REQUIRED WORK: Transcribe the listing verbatim. Do not carry over any pictures.

SUPPLIED MATERIAL:
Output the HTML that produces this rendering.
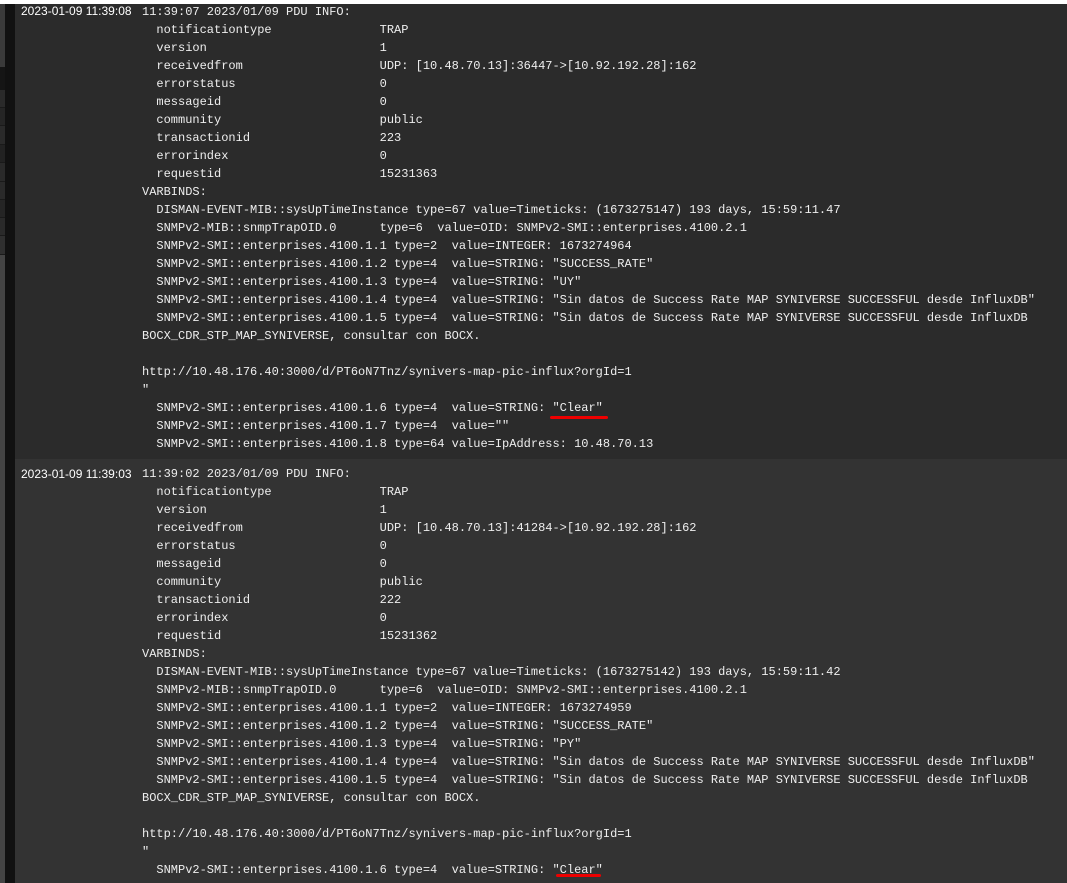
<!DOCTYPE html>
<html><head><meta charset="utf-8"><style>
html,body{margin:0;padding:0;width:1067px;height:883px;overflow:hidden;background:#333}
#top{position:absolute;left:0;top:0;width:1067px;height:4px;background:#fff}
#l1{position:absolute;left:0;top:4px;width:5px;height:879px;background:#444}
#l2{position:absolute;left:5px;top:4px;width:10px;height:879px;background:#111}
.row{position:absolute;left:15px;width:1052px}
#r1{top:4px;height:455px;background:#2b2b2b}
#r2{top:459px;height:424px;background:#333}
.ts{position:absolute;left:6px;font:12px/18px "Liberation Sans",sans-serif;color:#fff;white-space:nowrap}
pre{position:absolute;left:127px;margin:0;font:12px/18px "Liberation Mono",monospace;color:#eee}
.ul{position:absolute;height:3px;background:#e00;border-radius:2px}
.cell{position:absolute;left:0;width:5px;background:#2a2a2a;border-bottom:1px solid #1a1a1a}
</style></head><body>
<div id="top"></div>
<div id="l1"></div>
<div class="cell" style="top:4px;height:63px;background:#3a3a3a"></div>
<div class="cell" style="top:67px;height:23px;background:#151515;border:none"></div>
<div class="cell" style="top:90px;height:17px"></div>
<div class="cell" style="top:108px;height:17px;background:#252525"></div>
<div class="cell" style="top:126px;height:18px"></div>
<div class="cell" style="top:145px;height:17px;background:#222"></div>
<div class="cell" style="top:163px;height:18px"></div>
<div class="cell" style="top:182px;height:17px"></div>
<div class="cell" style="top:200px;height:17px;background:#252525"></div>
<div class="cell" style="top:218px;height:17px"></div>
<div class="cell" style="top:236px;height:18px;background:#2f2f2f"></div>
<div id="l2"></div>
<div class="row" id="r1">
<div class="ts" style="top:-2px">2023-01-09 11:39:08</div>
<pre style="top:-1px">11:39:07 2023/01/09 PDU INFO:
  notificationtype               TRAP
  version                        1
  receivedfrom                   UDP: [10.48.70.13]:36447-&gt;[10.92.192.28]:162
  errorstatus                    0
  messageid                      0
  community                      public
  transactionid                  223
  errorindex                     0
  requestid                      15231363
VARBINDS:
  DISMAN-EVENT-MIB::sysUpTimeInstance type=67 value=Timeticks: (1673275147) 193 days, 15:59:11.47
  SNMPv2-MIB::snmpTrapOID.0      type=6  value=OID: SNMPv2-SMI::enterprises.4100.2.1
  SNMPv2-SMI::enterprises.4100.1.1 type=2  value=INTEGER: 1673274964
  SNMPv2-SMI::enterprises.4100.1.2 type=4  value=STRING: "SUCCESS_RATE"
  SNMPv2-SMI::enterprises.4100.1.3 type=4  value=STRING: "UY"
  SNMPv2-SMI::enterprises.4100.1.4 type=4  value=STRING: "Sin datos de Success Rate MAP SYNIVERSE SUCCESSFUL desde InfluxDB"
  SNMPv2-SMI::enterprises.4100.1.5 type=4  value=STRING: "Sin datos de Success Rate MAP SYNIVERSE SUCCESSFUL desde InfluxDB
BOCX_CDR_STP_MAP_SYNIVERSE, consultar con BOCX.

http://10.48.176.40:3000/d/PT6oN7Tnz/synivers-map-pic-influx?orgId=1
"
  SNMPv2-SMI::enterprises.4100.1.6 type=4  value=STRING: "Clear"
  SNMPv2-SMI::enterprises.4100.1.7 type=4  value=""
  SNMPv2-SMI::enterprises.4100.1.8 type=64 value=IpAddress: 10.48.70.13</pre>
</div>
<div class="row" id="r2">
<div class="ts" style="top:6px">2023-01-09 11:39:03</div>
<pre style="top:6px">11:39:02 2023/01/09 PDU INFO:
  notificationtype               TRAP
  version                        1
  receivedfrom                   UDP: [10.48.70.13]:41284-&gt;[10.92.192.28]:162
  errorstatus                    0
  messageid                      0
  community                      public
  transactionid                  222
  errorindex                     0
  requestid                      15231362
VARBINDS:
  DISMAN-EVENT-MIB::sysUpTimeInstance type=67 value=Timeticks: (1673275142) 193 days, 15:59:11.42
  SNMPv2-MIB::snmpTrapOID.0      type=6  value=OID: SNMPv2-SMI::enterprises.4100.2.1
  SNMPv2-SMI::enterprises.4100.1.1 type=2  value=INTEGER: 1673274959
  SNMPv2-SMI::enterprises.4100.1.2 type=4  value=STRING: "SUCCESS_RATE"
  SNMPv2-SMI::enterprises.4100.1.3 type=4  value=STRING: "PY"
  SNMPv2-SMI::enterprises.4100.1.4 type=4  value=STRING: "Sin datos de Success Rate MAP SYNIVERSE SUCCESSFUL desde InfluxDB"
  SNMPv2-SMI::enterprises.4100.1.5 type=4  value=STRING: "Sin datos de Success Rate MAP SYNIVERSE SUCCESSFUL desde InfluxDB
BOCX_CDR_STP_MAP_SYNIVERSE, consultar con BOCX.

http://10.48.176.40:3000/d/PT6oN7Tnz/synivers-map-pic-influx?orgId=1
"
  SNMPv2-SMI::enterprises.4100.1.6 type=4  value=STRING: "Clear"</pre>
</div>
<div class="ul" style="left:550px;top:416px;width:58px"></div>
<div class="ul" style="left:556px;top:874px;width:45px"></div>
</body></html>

CORRECT ANSWER:
Output the HTML that produces this rendering.
<!DOCTYPE html>
<html><head><meta charset="utf-8"><style>
html,body{margin:0;padding:0;width:1067px;height:883px;overflow:hidden;background:#333}
#top{position:absolute;left:0;top:0;width:1067px;height:4px;background:#fff}
#l1{position:absolute;left:0;top:4px;width:5px;height:879px;background:#444}
#l2{position:absolute;left:5px;top:4px;width:10px;height:879px;background:#111}
.row{position:absolute;left:15px;width:1052px}
#r1{top:4px;height:455px;background:#2b2b2b}
#r2{top:459px;height:424px;background:#333}
.ts{position:absolute;left:6px;font:12px/18px "Liberation Sans",sans-serif;color:#fff;white-space:nowrap}
pre{position:absolute;left:127px;margin:0;font:12px/18px "Liberation Mono",monospace;color:#eee}
.ul{position:absolute;height:3px;background:#e00;border-radius:2px}
.cell{position:absolute;left:0;width:5px;background:#2a2a2a;border-bottom:1px solid #1a1a1a}
</style></head><body>
<div id="top"></div>
<div id="l1"></div>
<div class="cell" style="top:4px;height:63px;background:#3a3a3a"></div>
<div class="cell" style="top:67px;height:23px;background:#151515;border:none"></div>
<div class="cell" style="top:90px;height:17px"></div>
<div class="cell" style="top:108px;height:17px;background:#252525"></div>
<div class="cell" style="top:126px;height:18px"></div>
<div class="cell" style="top:145px;height:17px;background:#222"></div>
<div class="cell" style="top:163px;height:18px"></div>
<div class="cell" style="top:182px;height:17px"></div>
<div class="cell" style="top:200px;height:17px;background:#252525"></div>
<div class="cell" style="top:218px;height:17px"></div>
<div class="cell" style="top:236px;height:18px;background:#2f2f2f"></div>
<div id="l2"></div>
<div class="row" id="r1">
<div class="ts" style="top:-2px">2023-01-09 11:39:08</div>
<pre style="top:-1px">11:39:07 2023/01/09 PDU INFO:
  notificationtype               TRAP
  version                        1
  receivedfrom                   UDP: [10.48.70.13]:36447-&gt;[10.92.192.28]:162
  errorstatus                    0
  messageid                      0
  community                      public
  transactionid                  223
  errorindex                     0
  requestid                      15231363
VARBINDS:
  DISMAN-EVENT-MIB::sysUpTimeInstance type=67 value=Timeticks: (1673275147) 193 days, 15:59:11.47
  SNMPv2-MIB::snmpTrapOID.0      type=6  value=OID: SNMPv2-SMI::enterprises.4100.2.1
  SNMPv2-SMI::enterprises.4100.1.1 type=2  value=INTEGER: 1673274964
  SNMPv2-SMI::enterprises.4100.1.2 type=4  value=STRING: "SUCCESS_RATE"
  SNMPv2-SMI::enterprises.4100.1.3 type=4  value=STRING: "UY"
  SNMPv2-SMI::enterprises.4100.1.4 type=4  value=STRING: "Sin datos de Success Rate MAP SYNIVERSE SUCCESSFUL desde InfluxDB"
  SNMPv2-SMI::enterprises.4100.1.5 type=4  value=STRING: "Sin datos de Success Rate MAP SYNIVERSE SUCCESSFUL desde InfluxDB
BOCX_CDR_STP_MAP_SYNIVERSE, consultar con BOCX.

http://10.48.176.40:3000/d/PT6oN7Tnz/synivers-map-pic-influx?orgId=1
"
  SNMPv2-SMI::enterprises.4100.1.6 type=4  value=STRING: "Clear"
  SNMPv2-SMI::enterprises.4100.1.7 type=4  value=""
  SNMPv2-SMI::enterprises.4100.1.8 type=64 value=IpAddress: 10.48.70.13</pre>
</div>
<div class="row" id="r2">
<div class="ts" style="top:6px">2023-01-09 11:39:03</div>
<pre style="top:6px">11:39:02 2023/01/09 PDU INFO:
  notificationtype               TRAP
  version                        1
  receivedfrom                   UDP: [10.48.70.13]:41284-&gt;[10.92.192.28]:162
  errorstatus                    0
  messageid                      0
  community                      public
  transactionid                  222
  errorindex                     0
  requestid                      15231362
VARBINDS:
  DISMAN-EVENT-MIB::sysUpTimeInstance type=67 value=Timeticks: (1673275142) 193 days, 15:59:11.42
  SNMPv2-MIB::snmpTrapOID.0      type=6  value=OID: SNMPv2-SMI::enterprises.4100.2.1
  SNMPv2-SMI::enterprises.4100.1.1 type=2  value=INTEGER: 1673274959
  SNMPv2-SMI::enterprises.4100.1.2 type=4  value=STRING: "SUCCESS_RATE"
  SNMPv2-SMI::enterprises.4100.1.3 type=4  value=STRING: "PY"
  SNMPv2-SMI::enterprises.4100.1.4 type=4  value=STRING: "Sin datos de Success Rate MAP SYNIVERSE SUCCESSFUL desde InfluxDB"
  SNMPv2-SMI::enterprises.4100.1.5 type=4  value=STRING: "Sin datos de Success Rate MAP SYNIVERSE SUCCESSFUL desde InfluxDB
BOCX_CDR_STP_MAP_SYNIVERSE, consultar con BOCX.

http://10.48.176.40:3000/d/PT6oN7Tnz/synivers-map-pic-influx?orgId=1
"
  SNMPv2-SMI::enterprises.4100.1.6 type=4  value=STRING: "Clear"</pre>
</div>
<div class="ul" style="left:550px;top:416px;width:58px"></div>
<div class="ul" style="left:556px;top:874px;width:45px"></div>
</body></html>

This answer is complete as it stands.